**Task description**
Your task is to give the listing below back word for word, pictures excluded.

**Information provided**

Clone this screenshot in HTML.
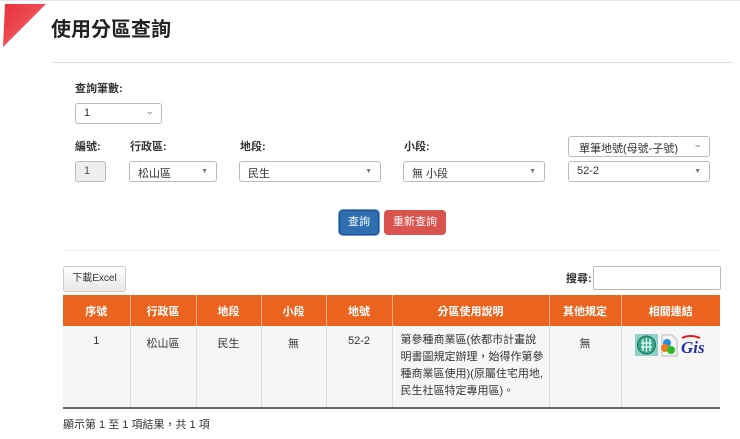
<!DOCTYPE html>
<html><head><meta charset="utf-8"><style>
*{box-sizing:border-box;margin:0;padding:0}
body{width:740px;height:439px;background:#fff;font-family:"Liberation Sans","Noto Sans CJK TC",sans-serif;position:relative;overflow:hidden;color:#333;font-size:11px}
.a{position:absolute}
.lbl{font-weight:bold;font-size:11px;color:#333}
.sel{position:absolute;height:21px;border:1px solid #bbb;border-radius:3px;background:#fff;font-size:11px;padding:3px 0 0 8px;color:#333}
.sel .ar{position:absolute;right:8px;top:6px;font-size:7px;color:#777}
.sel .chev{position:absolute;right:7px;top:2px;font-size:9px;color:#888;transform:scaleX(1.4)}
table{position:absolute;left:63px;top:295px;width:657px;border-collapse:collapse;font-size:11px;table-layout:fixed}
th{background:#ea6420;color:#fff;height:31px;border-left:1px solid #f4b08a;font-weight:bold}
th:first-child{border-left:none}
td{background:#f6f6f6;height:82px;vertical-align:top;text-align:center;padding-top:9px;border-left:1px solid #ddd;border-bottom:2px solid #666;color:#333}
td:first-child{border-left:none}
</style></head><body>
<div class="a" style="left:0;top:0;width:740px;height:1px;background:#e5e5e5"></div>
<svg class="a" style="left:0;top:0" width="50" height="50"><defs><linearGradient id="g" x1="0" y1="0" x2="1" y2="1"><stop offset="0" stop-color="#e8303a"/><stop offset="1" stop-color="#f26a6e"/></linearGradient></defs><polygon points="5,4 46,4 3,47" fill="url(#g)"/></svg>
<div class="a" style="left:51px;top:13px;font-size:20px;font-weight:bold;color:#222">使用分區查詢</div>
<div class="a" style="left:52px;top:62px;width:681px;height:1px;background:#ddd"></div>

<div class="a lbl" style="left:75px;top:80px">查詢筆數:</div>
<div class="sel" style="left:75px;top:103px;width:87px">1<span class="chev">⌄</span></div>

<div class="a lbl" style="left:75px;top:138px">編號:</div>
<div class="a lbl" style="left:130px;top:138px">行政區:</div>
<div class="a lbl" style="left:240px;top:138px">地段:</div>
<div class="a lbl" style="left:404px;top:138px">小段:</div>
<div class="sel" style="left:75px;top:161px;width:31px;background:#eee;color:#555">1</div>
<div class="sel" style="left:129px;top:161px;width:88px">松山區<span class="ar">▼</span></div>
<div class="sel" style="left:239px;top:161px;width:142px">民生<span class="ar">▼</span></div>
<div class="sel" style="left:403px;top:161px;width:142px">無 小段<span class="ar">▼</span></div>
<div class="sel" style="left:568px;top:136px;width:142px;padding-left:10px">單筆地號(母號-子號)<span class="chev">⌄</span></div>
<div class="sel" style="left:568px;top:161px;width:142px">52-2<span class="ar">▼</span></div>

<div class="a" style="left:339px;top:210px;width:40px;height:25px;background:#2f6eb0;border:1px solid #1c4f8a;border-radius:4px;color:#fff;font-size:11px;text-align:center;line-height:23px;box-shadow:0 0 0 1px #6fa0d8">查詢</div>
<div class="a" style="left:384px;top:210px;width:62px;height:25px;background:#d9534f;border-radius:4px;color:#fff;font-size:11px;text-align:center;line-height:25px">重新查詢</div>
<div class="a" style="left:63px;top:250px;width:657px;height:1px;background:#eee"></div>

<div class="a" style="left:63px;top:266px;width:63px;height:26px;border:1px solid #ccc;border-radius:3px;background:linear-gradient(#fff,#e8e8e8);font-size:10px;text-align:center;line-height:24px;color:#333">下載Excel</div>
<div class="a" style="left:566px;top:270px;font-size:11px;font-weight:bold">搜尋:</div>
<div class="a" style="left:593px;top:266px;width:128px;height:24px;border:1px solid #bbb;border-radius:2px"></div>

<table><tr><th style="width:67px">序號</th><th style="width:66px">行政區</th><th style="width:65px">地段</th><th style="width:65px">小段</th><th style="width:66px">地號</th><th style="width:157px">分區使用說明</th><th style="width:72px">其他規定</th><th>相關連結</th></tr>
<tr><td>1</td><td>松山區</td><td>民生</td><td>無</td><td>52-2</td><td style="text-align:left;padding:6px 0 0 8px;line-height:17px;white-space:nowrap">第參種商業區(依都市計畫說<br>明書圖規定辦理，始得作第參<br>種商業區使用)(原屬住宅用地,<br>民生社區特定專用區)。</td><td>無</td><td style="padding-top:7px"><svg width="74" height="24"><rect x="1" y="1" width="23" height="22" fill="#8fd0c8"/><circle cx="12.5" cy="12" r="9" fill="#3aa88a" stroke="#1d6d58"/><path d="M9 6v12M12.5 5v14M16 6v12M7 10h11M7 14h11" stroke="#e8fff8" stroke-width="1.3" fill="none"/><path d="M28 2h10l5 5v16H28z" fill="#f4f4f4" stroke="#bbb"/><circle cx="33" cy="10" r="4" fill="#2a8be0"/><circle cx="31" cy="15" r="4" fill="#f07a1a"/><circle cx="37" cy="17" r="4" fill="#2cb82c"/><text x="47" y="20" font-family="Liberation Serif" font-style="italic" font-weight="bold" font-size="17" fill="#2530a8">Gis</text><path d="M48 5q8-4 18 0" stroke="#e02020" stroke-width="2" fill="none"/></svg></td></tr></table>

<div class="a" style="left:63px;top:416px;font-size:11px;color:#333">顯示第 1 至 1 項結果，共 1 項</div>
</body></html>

**Solution for this task**
Clone this screenshot in HTML.
<!DOCTYPE html>
<html><head><meta charset="utf-8"><style>
*{box-sizing:border-box;margin:0;padding:0}
body{width:740px;height:439px;background:#fff;font-family:"Liberation Sans","Noto Sans CJK TC",sans-serif;position:relative;overflow:hidden;color:#333;font-size:11px}
.a{position:absolute}
.lbl{font-weight:bold;font-size:11px;color:#333}
.sel{position:absolute;height:21px;border:1px solid #bbb;border-radius:3px;background:#fff;font-size:11px;padding:3px 0 0 8px;color:#333}
.sel .ar{position:absolute;right:8px;top:6px;font-size:7px;color:#777}
.sel .chev{position:absolute;right:7px;top:2px;font-size:9px;color:#888;transform:scaleX(1.4)}
table{position:absolute;left:63px;top:295px;width:657px;border-collapse:collapse;font-size:11px;table-layout:fixed}
th{background:#ea6420;color:#fff;height:31px;border-left:1px solid #f4b08a;font-weight:bold}
th:first-child{border-left:none}
td{background:#f6f6f6;height:82px;vertical-align:top;text-align:center;padding-top:9px;border-left:1px solid #ddd;border-bottom:2px solid #666;color:#333}
td:first-child{border-left:none}
</style></head><body>
<div class="a" style="left:0;top:0;width:740px;height:1px;background:#e5e5e5"></div>
<svg class="a" style="left:0;top:0" width="50" height="50"><defs><linearGradient id="g" x1="0" y1="0" x2="1" y2="1"><stop offset="0" stop-color="#e8303a"/><stop offset="1" stop-color="#f26a6e"/></linearGradient></defs><polygon points="5,4 46,4 3,47" fill="url(#g)"/></svg>
<div class="a" style="left:51px;top:13px;font-size:20px;font-weight:bold;color:#222">使用分區查詢</div>
<div class="a" style="left:52px;top:62px;width:681px;height:1px;background:#ddd"></div>

<div class="a lbl" style="left:75px;top:80px">查詢筆數:</div>
<div class="sel" style="left:75px;top:103px;width:87px">1<span class="chev">⌄</span></div>

<div class="a lbl" style="left:75px;top:138px">編號:</div>
<div class="a lbl" style="left:130px;top:138px">行政區:</div>
<div class="a lbl" style="left:240px;top:138px">地段:</div>
<div class="a lbl" style="left:404px;top:138px">小段:</div>
<div class="sel" style="left:75px;top:161px;width:31px;background:#eee;color:#555">1</div>
<div class="sel" style="left:129px;top:161px;width:88px">松山區<span class="ar">▼</span></div>
<div class="sel" style="left:239px;top:161px;width:142px">民生<span class="ar">▼</span></div>
<div class="sel" style="left:403px;top:161px;width:142px">無 小段<span class="ar">▼</span></div>
<div class="sel" style="left:568px;top:136px;width:142px;padding-left:10px">單筆地號(母號-子號)<span class="chev">⌄</span></div>
<div class="sel" style="left:568px;top:161px;width:142px">52-2<span class="ar">▼</span></div>

<div class="a" style="left:339px;top:210px;width:40px;height:25px;background:#2f6eb0;border:1px solid #1c4f8a;border-radius:4px;color:#fff;font-size:11px;text-align:center;line-height:23px;box-shadow:0 0 0 1px #6fa0d8">查詢</div>
<div class="a" style="left:384px;top:210px;width:62px;height:25px;background:#d9534f;border-radius:4px;color:#fff;font-size:11px;text-align:center;line-height:25px">重新查詢</div>
<div class="a" style="left:63px;top:250px;width:657px;height:1px;background:#eee"></div>

<div class="a" style="left:63px;top:266px;width:63px;height:26px;border:1px solid #ccc;border-radius:3px;background:linear-gradient(#fff,#e8e8e8);font-size:10px;text-align:center;line-height:24px;color:#333">下載Excel</div>
<div class="a" style="left:566px;top:270px;font-size:11px;font-weight:bold">搜尋:</div>
<div class="a" style="left:593px;top:266px;width:128px;height:24px;border:1px solid #bbb;border-radius:2px"></div>

<table><tr><th style="width:67px">序號</th><th style="width:66px">行政區</th><th style="width:65px">地段</th><th style="width:65px">小段</th><th style="width:66px">地號</th><th style="width:157px">分區使用說明</th><th style="width:72px">其他規定</th><th>相關連結</th></tr>
<tr><td>1</td><td>松山區</td><td>民生</td><td>無</td><td>52-2</td><td style="text-align:left;padding:6px 0 0 8px;line-height:17px;white-space:nowrap">第參種商業區(依都市計畫說<br>明書圖規定辦理，始得作第參<br>種商業區使用)(原屬住宅用地,<br>民生社區特定專用區)。</td><td>無</td><td style="padding-top:7px"><svg width="74" height="24"><rect x="1" y="1" width="23" height="22" fill="#8fd0c8"/><circle cx="12.5" cy="12" r="9" fill="#3aa88a" stroke="#1d6d58"/><path d="M9 6v12M12.5 5v14M16 6v12M7 10h11M7 14h11" stroke="#e8fff8" stroke-width="1.3" fill="none"/><path d="M28 2h10l5 5v16H28z" fill="#f4f4f4" stroke="#bbb"/><circle cx="33" cy="10" r="4" fill="#2a8be0"/><circle cx="31" cy="15" r="4" fill="#f07a1a"/><circle cx="37" cy="17" r="4" fill="#2cb82c"/><text x="47" y="20" font-family="Liberation Serif" font-style="italic" font-weight="bold" font-size="17" fill="#2530a8">Gis</text><path d="M48 5q8-4 18 0" stroke="#e02020" stroke-width="2" fill="none"/></svg></td></tr></table>

<div class="a" style="left:63px;top:416px;font-size:11px;color:#333">顯示第 1 至 1 項結果，共 1 項</div>
</body></html>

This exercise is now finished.